He is a Vietnam Era veteran having served in the U.S. Navy from 1973 to 1976
aboard the USS Mississinewa in the Navigation Division.

Agustin J. Fleites, CFA

      Mr. Fleites is President and a Director of SSgA FM and a Senior Principal
of SSgA. He is responsible for distribution of SSgA and SSgA FM investment
products into third party distribution channels.

      Mr. Fleites joined SSgA in 1987. Before taking on his current
responsibilities, Mr. Fleites was responsible for SSgA's U.S. and global
expansion of ETFs. Prior to that, he was responsible for SSgA's Asset Allocation
team. He is credited with the successful development and implementation of
SSgA's Asset Allocation Strategy. He established SSgA's Australian office in
1991 where, as Managing Director, he was responsible for portfolio management
services, client support, and the development of new client relationships.

      Mr. Fleites earned an MBA in Finance from Babson College and a BS in
Finance and Multinational Management from the Wharton School of the University
of Pennsylvania.

James E. Ross

      Mr. Ross is a Principal of SSgA FM and SSgA. He is primarily responsible
for the product support division of SSgA and SSgA FM's distribution of
investment products. This includes assessing all aspects of the current products
and services provided by the area. Prior to entering his current role, Mr. Ross
was responsible for global development and implementation of ETFs where he was
the project manager for the development of the Tracker Fund of Hong Kong, the
DIAMONDS(R) Trust, Series 1 and the Select Sector SPDR(R) Trust. Prior to
joining State Street in 1992, Mr. Ross was employed by Ernst & Young as a senior
accountant.

      Mr. Ross is a graduate of Bentley College where he earned a BS in
Accountancy and passed the Certified Public Accountancy examination in
Massachusetts.


                                       5


Michael Feehily, CFA

      Mr. Feehily is a Principal of SSgA and head of the U.S. Equity Team within
the Global Structured Products Group. Mr. Feehily is responsible for overseeing
the management of all U.S. equity index funds for SSgA. He also serves as
Portfolio Manager for the firm's Russell 1000 Value and Growth ERISA Funds, the
S&P Midcap 400 ERISA Fund, and the SSgA IAM Shares Mutual Fund, in addition to
several other commingled and separately managed products. Mr. Feehily joined
SSgA in 1997, initially working in the Performance and Analytics group.
Preceding this, he was part of the Global Operations Department of State Street
Corporation where he helped to develop Private Edge, a proprietary application
used to analyze venture capital, real estate, and other private investments. Mr.
Feehily has been working in the investment management field since 1992.

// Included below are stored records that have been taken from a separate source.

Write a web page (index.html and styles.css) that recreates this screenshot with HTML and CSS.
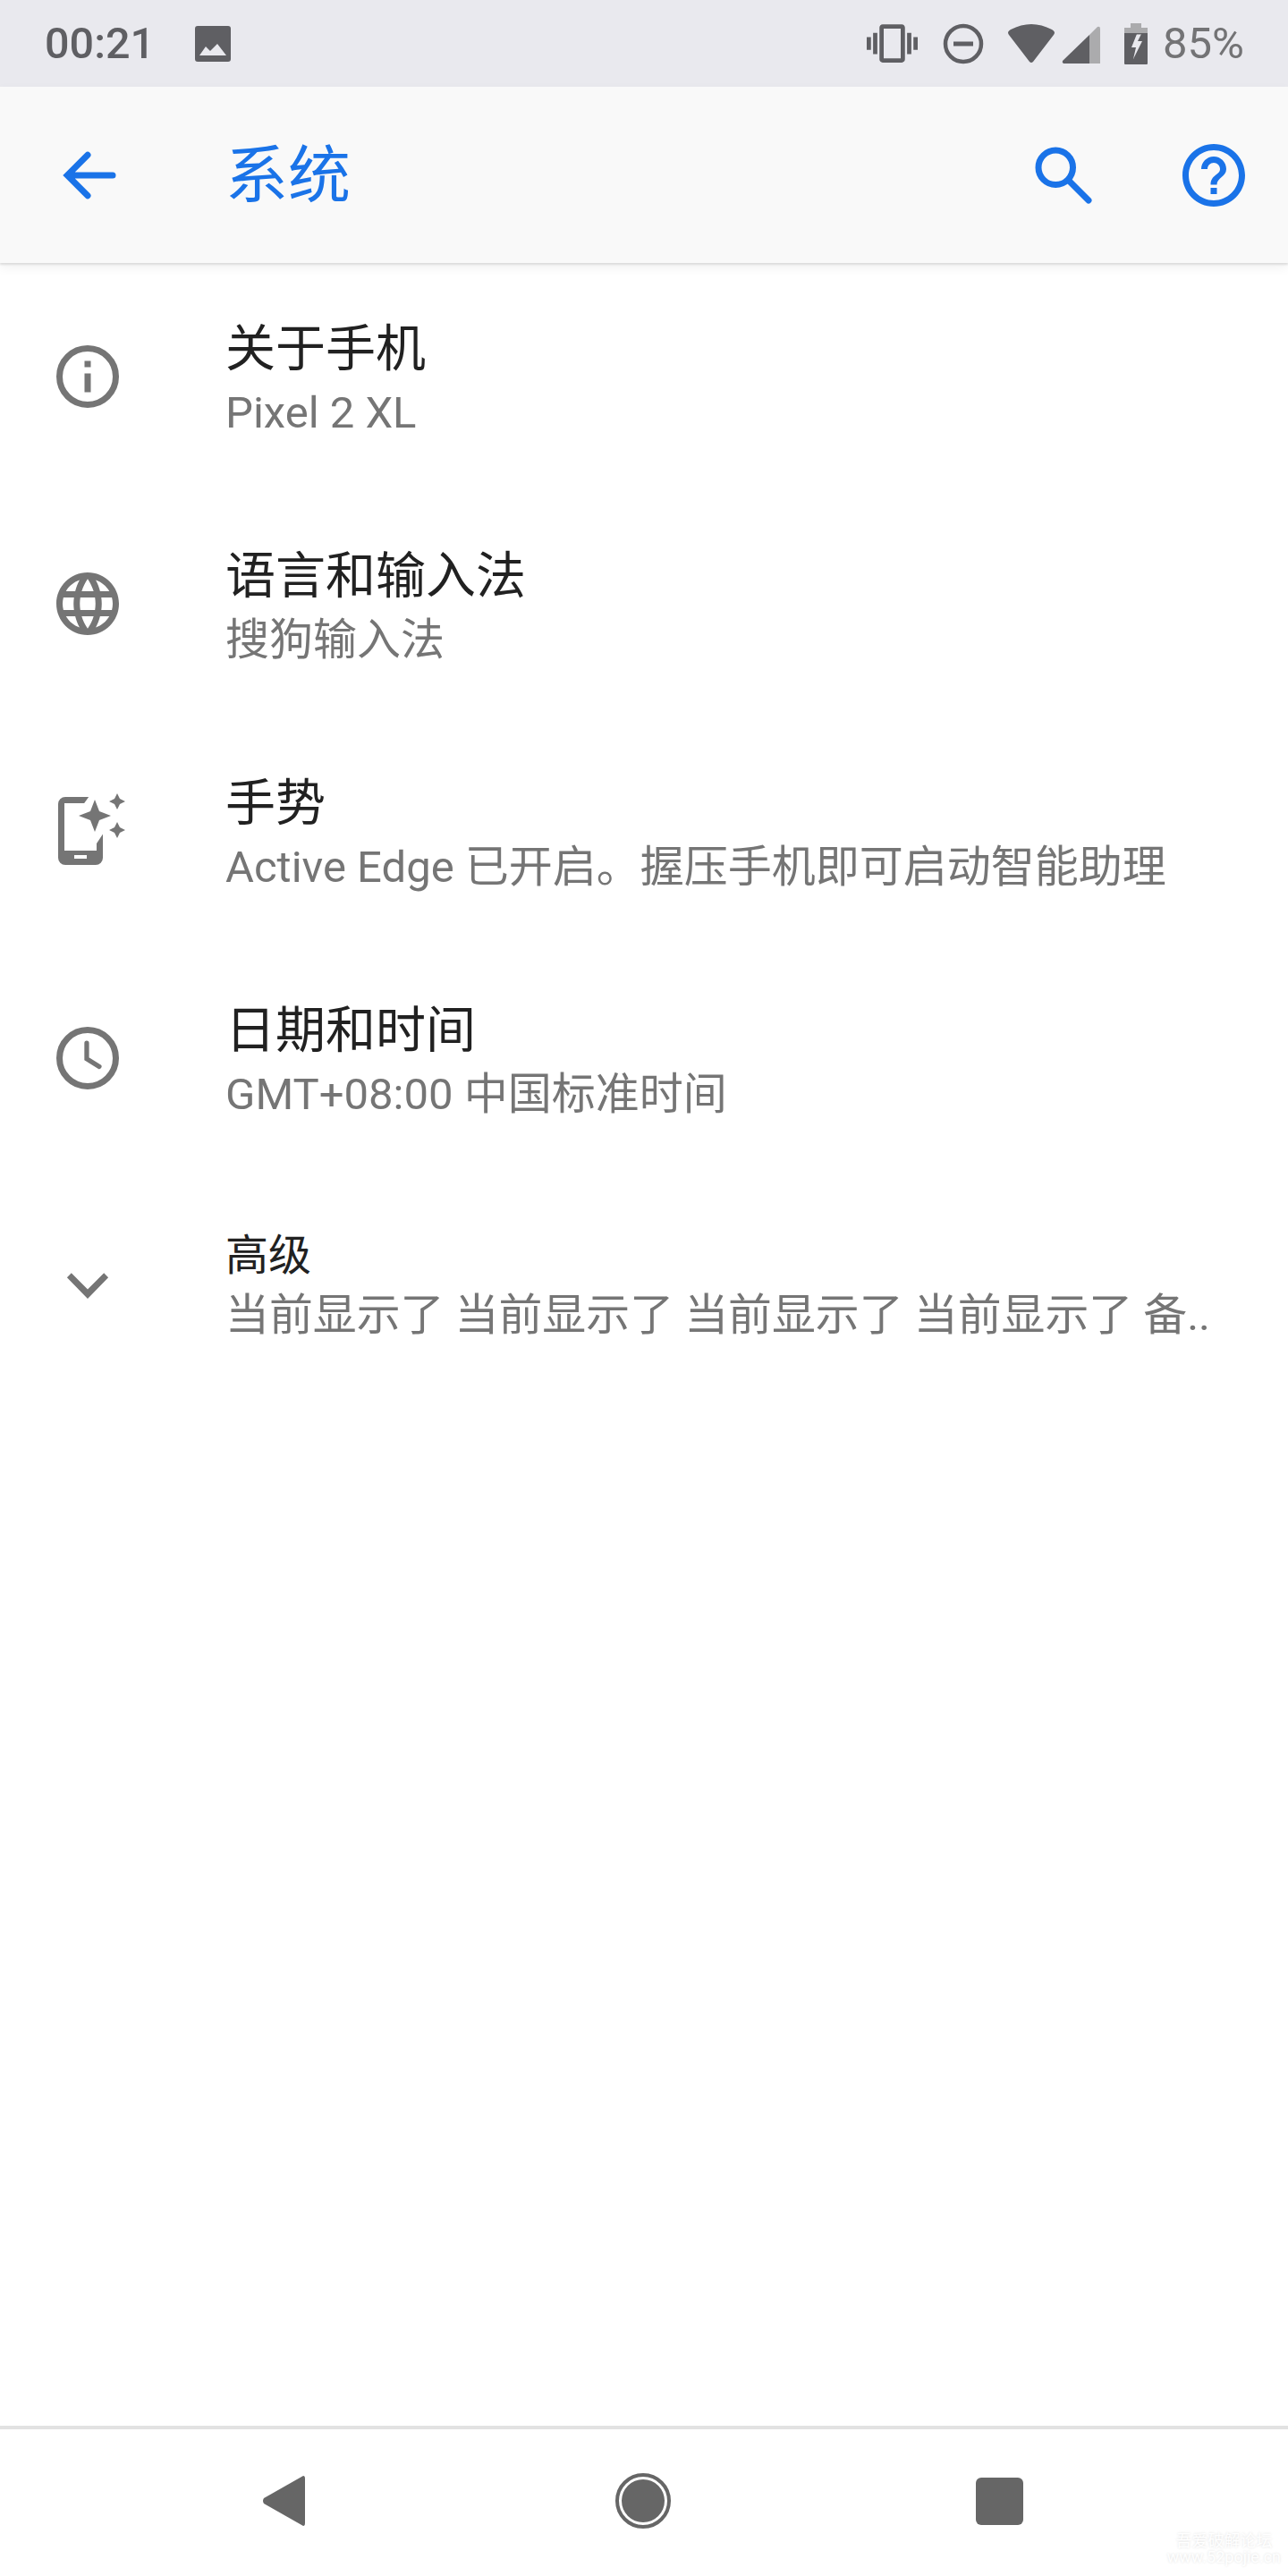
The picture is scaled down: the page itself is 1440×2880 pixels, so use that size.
FILE: index.html
```html
<!DOCTYPE html>
<html lang="zh-CN">
<head>
    <meta charset="UTF-8">
    <meta name="viewport" content="width=device-width, initial-scale=1.0">
    <title>系统</title>
    <link rel="stylesheet" href="styles.css">
</head>
<body>
<div class="phone">
    <div class="status-bar">
        <span class="clock">00:21</span>
        <svg class="ic-photo" viewBox="0 0 40 40"><path fill-rule="evenodd" d="M3 0h34a3 3 0 0 1 3 3v34a3 3 0 0 1-3 3H3a3 3 0 0 1-3-3V3a3 3 0 0 1 3-3zM5 33h30L25 20l-8 8-5-5z"/></svg>
        <div class="status-right">
            <svg class="ic-vibrate" viewBox="0 0 24 24"><path d="M0 15h2V9H0v6zm3 2h2V7H3v10zm19-8v6h2V9h-2zm-3 8h2V7h-2v10zM16.5 3h-9C6.67 3 6 3.67 6 4.5v15c0 .83.67 1.5 1.5 1.5h9c.83 0 1.5-.67 1.5-1.5v-15c0-.83-.67-1.5-1.5-1.5zM16 19H8V5h8v14z"/></svg>
            <svg class="ic-dnd" viewBox="0 0 48 48"><circle cx="24" cy="24" r="20" fill="none" stroke="#5f5f63" stroke-width="4.5"/><rect x="13" y="21.5" width="22" height="5"/></svg>
            <svg class="ic-wifi" viewBox="0 0 54 44"><path d="M1 9Q2 7 4 6Q27-6 50 6Q52 7 53 9Q53 11 52 12L29 42Q27 44 25 42L2 12Q1 11 1 9z"/></svg>
            <svg class="ic-signal" viewBox="0 0 43 42"><path class="light" d="M31 10L40 1Q43 0 43 3V42H31z"/><path d="M31 10V42H2Q0 41 1 39z"/></svg>
            <svg class="ic-battery" viewBox="0 0 26 46"><path class="light" d="M7 0h12v5h7v8H0V5h7z"/><path fill-rule="evenodd" d="M0 11h26v34a1 1 0 0 1-1 1H1a1 1 0 0 1-1-1zM14 12L8 27h5l-3 13 10-20h-5l4-8z"/></svg>
            <span class="battery-text">85%</span>
        </div>
    </div>

    <header class="app-bar">
        <svg class="icon" viewBox="0 0 24 24"><path class="stroke" d="M20 12H6M12 5.5L5.5 12l6.500 6.500"/></svg>
        <h1 class="page-title">系统</h1>
        <svg class="icon ic-search" viewBox="0 0 24 24"><circle class="stroke" cx="9.500" cy="9.500" r="5.500"/><path class="stroke" d="M14 14l6 6"/></svg>
        <svg class="icon ic-help" viewBox="0 0 24 24"><path d="M11 18h2v-2h-2v2zm1-16C6.480 2 2 6.480 2 12s4.480 10 10 10 10-4.480 10-10S17.520 2 12 2zm0 18c-4.410 0-8-3.590-8-8s3.590-8 8-8 8 3.590 8 8-3.590 8-8 8zm0-14c-2.210 0-4 1.790-4 4h2c0-1.100.9-2 2-2s2 .9 2 2c0 2-3 1.750-3 5h2c0-2.250 3-2.500 3-5 0-2.210-1.790-4-4-4z"/></svg>
    </header>

    <main class="settings-list">
        <div class="row">
            <svg class="icon" viewBox="0 0 24 24"><circle class="ring" cx="12" cy="12" r="9"/><path d="M11 7h2v2h-2zM11 11h2v6h-2z"/></svg>
            <div class="row-text">
                <div class="row-title">关于手机</div>
                <div class="row-sub">Pixel 2 XL</div>
            </div>
        </div>
        <div class="row">
            <svg class="icon" viewBox="0 0 24 24"><path d="M11.990 2C6.470 2 2 6.480 2 12s4.470 10 9.990 10C17.520 22 22 17.520 22 12S17.520 2 11.990 2zm6.930 6h-2.950c-.32-1.250-.78-2.450-1.380-3.560 1.840.63 3.370 1.910 4.330 3.560zM12 4.040c.83 1.200 1.480 2.530 1.910 3.960h-3.820c.43-1.430 1.080-2.760 1.910-3.960zM4.260 14C4.100 13.360 4 12.690 4 12s.1-1.360.26-2h3.380c-.08.66-.14 1.320-.14 2 0 .68.06 1.340.14 2H4.260zm.82 2h2.950c.32 1.250.78 2.450 1.380 3.560-1.840-.63-3.370-1.900-4.330-3.560zm2.950-8H5.080c.96-1.660 2.490-2.930 4.330-3.560C8.810 5.550 8.350 6.750 8.030 8zM12 19.960c-.83-1.200-1.480-2.530-1.910-3.960h3.820c-.43 1.430-1.080 2.760-1.910 3.960zM14.340 14H9.660c-.09-.66-.16-1.320-.16-2 0-.68.07-1.350.16-2h4.680c.09.65.16 1.320.16 2 0 .68-.07 1.340-.16 2zm.25 5.560c.6-1.110 1.060-2.310 1.380-3.560h2.950c-.96 1.650-2.490 2.930-4.330 3.560zM16.360 14c.08-.66.14-1.320.14-2 0-.68-.06-1.340-.14-2h3.380c.16.64.26 1.310.26 2s-.1 1.360-.26 2h-3.380z"/></svg>
            <div class="row-text">
                <div class="row-title">语言和输入法</div>
                <div class="row-sub">搜狗输入法</div>
            </div>
        </div>
        <div class="row">
            <svg class="icon" viewBox="0 0 84 84">
                <path fill-rule="evenodd" d="M17 4h34a8 8 0 0 1 8 8v60a8 8 0 0 1-8 8H17a8 8 0 0 1-8-8V12a8 8 0 0 1 8-8zM16 11v53h36V11zM27 69v4h14v-4z"/>
                <path class="cut" d="M46 0L36 14 30 25 45 34 52 56 60 44H84V0z"/>
                <path d="M50 7L55 20 68 25 55 30 50 43 45 30 32 25 45 20zM75 0L78 6 84 9 78 12 75 18 72 12 66 9 72 6zM75 32L78 38 84 41 78 44 75 50 72 44 66 41 72 38z"/>
            </svg>
            <div class="row-text">
                <div class="row-title">手势</div>
                <div class="row-sub">Active Edge 已开启。握压手机即可启动智能助理</div>
            </div>
        </div>
        <div class="row">
            <svg class="icon" viewBox="0 0 24 24"><circle class="ring" cx="12" cy="12" r="9"/><path class="hand" d="M11.700 7.200v5l4 2.500"/></svg>
            <div class="row-text">
                <div class="row-title">日期和时间</div>
                <div class="row-sub">GMT+08:00 中国标准时间</div>
            </div>
        </div>
        <div class="row">
            <svg class="icon" viewBox="0 0 24 24"><path d="M6.800 8.100L12 13.300l5.200-5.200 1.400 1.400L12 16.300 5.400 9.500z"/></svg>
            <div class="row-text compact">
                <div class="row-title">高级</div>
                <div class="row-sub">当前显示了 当前显示了 当前显示了 当前显示了 备..</div>
            </div>
        </div>
    </main>

    <nav class="nav-bar">
        <svg class="nav-back" viewBox="0 0 48 56"><path d="M46 0Q48 0 48 3V53Q48 56 46 56L2 31Q0 28 2 25z"/></svg>
        <svg class="nav-home" viewBox="0 0 62 62"><circle cx="31" cy="31" r="29" fill="none" stroke="#666" stroke-width="4"/><circle cx="31" cy="31" r="24"/></svg>
        <div class="nav-recent"></div>
    </nav>

    <div class="watermark">吾爱破解论坛<br>www.52pojie.cn</div>
</div>
</body>
</html>
```

FILE: styles.css
```css
* {
    box-sizing: border-box;
}
html, body {
    margin: 0;
    padding: 0;
    background-color: #fff;
}
.phone {
    position: relative;
    width: 1440px;
    height: 2880px;
    display: flex;
    flex-direction: column;
    overflow: hidden;
    font-family: Roboto, "Noto Sans CJK SC", sans-serif;
}
svg {
    display: block;
    flex: none;
}

/* status bar */
.status-bar {
    height: 97px;
    display: flex;
    align-items: center;
    padding: 0 50px;
    background-color: #e9e9ee;
    color: #5f5f63;
    fill: #5f5f63;
}
.clock {
    font-size: 48.500px;
    font-weight: 500;
    width: 168px;
}
.ic-photo {
    width: 40px;
    height: 40px;
}
.status-right {
    margin-left: auto;
    display: flex;
    align-items: center;
}
.ic-vibrate {
    width: 57px;
    height: 57px;
}
.ic-dnd {
    width: 48px;
    height: 48px;
    margin-left: 27px;
}
.ic-wifi {
    width: 54px;
    height: 44px;
    margin-left: 25px;
}
.ic-signal {
    width: 43px;
    height: 42px;
    margin-left: 7px;
    margin-top: 3px;
}
.ic-battery {
    width: 26px;
    height: 46px;
    margin-left: 27px;
}
.light {
    fill: #ababad;
}
.battery-text {
    width: 90px;
    margin-left: 17px;
    font-size: 49px;
    color: #737375;
}

/* toolbar */
.app-bar {
    height: 197px;
    display: flex;
    align-items: center;
    padding: 0 41px 0 56px;
    background-color: #f9f9f9;
    box-shadow: 0 2px 2px #dcdcdc, 0 5px 12px rgba(0, 0, 0, 0.06);
    fill: #1a73e8;
    stroke: #1a73e8;
    stroke-width: 0;
    position: relative;
}
.icon {
    width: 84px;
    height: 84px;
}
.stroke {
    fill: none;
    stroke-width: 2;
    stroke-linecap: round;
}
.page-title {
    margin: 0 0 10px 112px;
    flex: 1;
    font-size: 70px;
    font-weight: 400;
    color: #1a73e8;
}
.ic-help {
    margin-left: 84px;
}

/* list */
.settings-list {
    flex: 1;
    fill: #757575;
}
.row {
    height: 254px;
    display: flex;
    align-items: center;
    padding-left: 56px;
}
.row-text {
    margin-left: 112px;
    padding-top: 10px;
}
.row-title {
    font-size: 56px;
    line-height: 72px;
    color: #212121;
}
.row-sub {
    font-size: 49px;
    line-height: 72px;
    color: #757575;
}
.row-text.compact {
    padding-top: 0;
}
.compact .row-title {
    font-size: 48px;
    line-height: 67px;
}
.compact .row-sub {
    font-size: 48.900px;
    line-height: 67px;
}
.ring, .hand {
    fill: none;
    stroke: #757575;
    stroke-width: 2;
}
.hand {
    stroke-width: 1.500;
    stroke-linecap: round;
}
.cut {
    fill: #fff;
}

/* bottom nav */
.nav-bar {
    height: 168px;
    border-top: 4px solid #e2e2e2;
    display: flex;
    align-items: center;
    fill: #666;
    padding: 0 0 4px 293px;
}
.nav-back {
    width: 48px;
    height: 56px;
}
.nav-home {
    width: 62px;
    height: 62px;
    margin-left: 347px;
}
.nav-recent {
    width: 53px;
    height: 53px;
    margin-left: 341px;
    border-radius: 6px;
    background-color: #666;
}

.watermark {
    position: absolute;
    right: 8px;
    bottom: 12px;
    font-size: 18px;
    line-height: 18px;
    text-align: center;
    color: #fff;
    text-shadow: 0 0 3px #ddd;
}
```
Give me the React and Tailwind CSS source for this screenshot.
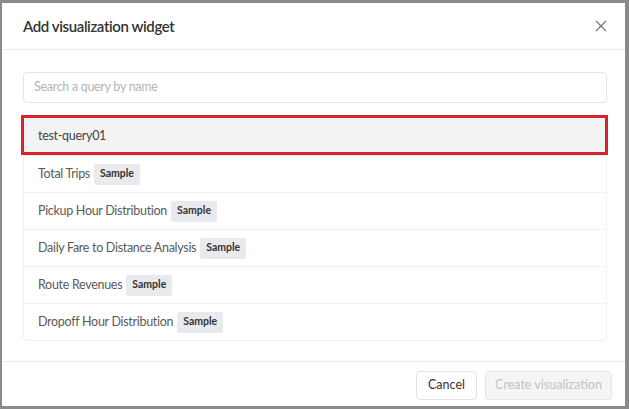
import React from "react";

const queries = [
  { name: "test-query01", sample: false },
  { name: "Total Trips", sample: true },
  { name: "Pickup Hour Distribution", sample: true },
  { name: "Daily Fare to Distance Analysis", sample: true },
  { name: "Route Revenues", sample: true },
  { name: "Dropoff Hour Distribution", sample: true },
];

export default function App() {
  return (
    <div
      className="w-[629px] h-[409px] bg-[#8a8a8a] pt-[3px] pl-[2px] pr-[4px] pb-[3px] overflow-hidden"
      style={{ fontFamily: 'Lato, "Open Sans", Arial, sans-serif' }}
    >
      <div className="relative h-full bg-white flex flex-col">
        {/* Header */}
        <div className="h-[47px] shrink-0 flex items-center justify-between pl-[21px] pr-[14px] border-b border-[#ececec]">
          <h2 className="text-[15px] font-semibold text-[#333] tracking-[-0.4px]">
            Add visualization widget
          </h2>
          <button className="text-[#6b7480] p-1">
            <svg width="12" height="12" viewBox="0 0 12 12" fill="none">
              <path d="M1 1L11 11M11 1L1 11" stroke="currentColor" strokeWidth="1.2" />
            </svg>
          </button>
        </div>

        {/* Body */}
        <div className="flex-1 pt-[22px] pl-[21px] pr-[18px]">
          <div className="h-[31px] border border-[#e6e6e6] rounded-[4px] flex items-center px-[10px]">
            <span className="text-[12.5px] text-[#b5b5b5] tracking-[-0.3px]">Search a query by name</span>
          </div>

          <div className="mt-[14px] border border-[#efefef] rounded-[4px]">
            {queries.map((q, i) => (
              <div
                key={q.name}
                className={`relative h-[37px] flex items-center px-[14px] text-[12.5px] tracking-[-0.3px] text-[#5a5a5a] ${i > 0 ? "border-t border-[#f0f0f0]" : "bg-[#f3f3f3]"}`}
              >
                <span className={i === 0 ? "text-[#444]" : ""}>{q.name}</span>
                {q.sample && (
                  <span className="ml-[4px] h-[21px] px-[6px] flex items-center bg-[#e8eaed] text-[10.5px] tracking-normal font-bold text-[#333] rounded-[2px]">
                    Sample
                  </span>
                )}
                {i === 0 && (
                  <div className="absolute -top-[3px] -left-[3px] -right-[2px] bottom-0 border-[3px] border-[#d7232d]" />
                )}
              </div>
            ))}
          </div>
        </div>

        {/* Footer */}
        <div className="h-[45px] shrink-0 border-t border-[#ececec] flex items-start justify-end gap-[8px] pt-[9px] pr-[13px]">
          <button className="h-[29px] w-[61px] border border-[#e3e3e3] rounded-[4px] text-[12.5px] text-[#333] bg-white">
            Cancel
          </button>
          <button className="h-[29px] w-[127px] border border-[#e6e6e6] rounded-[4px] text-[12.5px] text-[#c2c2c2] bg-[#f5f5f5]">
            Create visualization
          </button>
        </div>
      </div>
    </div>
  );
}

      Mr. Feehily holds a BS in Finance, Investments, and Economics from Babson
College and an MBA in Finance from Bentley College. He earned the Chartered
Financial Analyst designation, and is a member of the Boston Security Analysts
Society and the Association for Investment Management and Research.

Peter Leahy, CFA

      Mr. Leahy is a Senior Principal of SSgA and Head of the Global Structured
Products Group. In this capacity, he overseas a group of 65 portfolio managers
worldwide, and over 800 portfolios with assets in excess of $400 billion. In
addition, Mr. Leahy is Vice-chair of the SSgA Investment Committee, Chairman of
the Independent Fiduciary Committee, and a member of the Senior Management
Group.

      Prior to joining SSgA in 1991, Mr. Leahy spent four years at Bankers Trust
Investment Management in the derivative products and index management groups.
Before that, he worked for two years as a Research Analyst at Foster, Dykema,
Cabot & Company in Boston.

      Mr. Leahy holds a BA in Economics from Middlebury College and an MBA in
Finance from the University of Chicago. He earned the Chartered Financial
Analyst designation, and is a member of the FTSE Equity Index Committee, the
S&P/IFC Index Advisory Panel, and the Russell Index Advisory Board.

John Tucker, CFA

      Mr. Tucker is a Principal of SSgA and Unit Head of the portfolio
management team responsible for the firm's ETFs. He manages a number of domestic
and international portfolios. In addition, Mr. Tucker is responsible for new
product research and development.

      Previously, Mr. Tucker was head of the Structured Products group in SSgA's
London office. Prior to joining the investment management group, he was the
Operations Manager for SSgA's International Structured Products group, where he
was responsible for the operations staff and functions. He has been working in
the investment management field since 1988.

      Mr. Tucker received a BA in Economics from Trinity College and an MS in
Finance from Boston College. He also earned the Chartered Financial Analyst
designation and is a member of the Boston Security Analysts Society.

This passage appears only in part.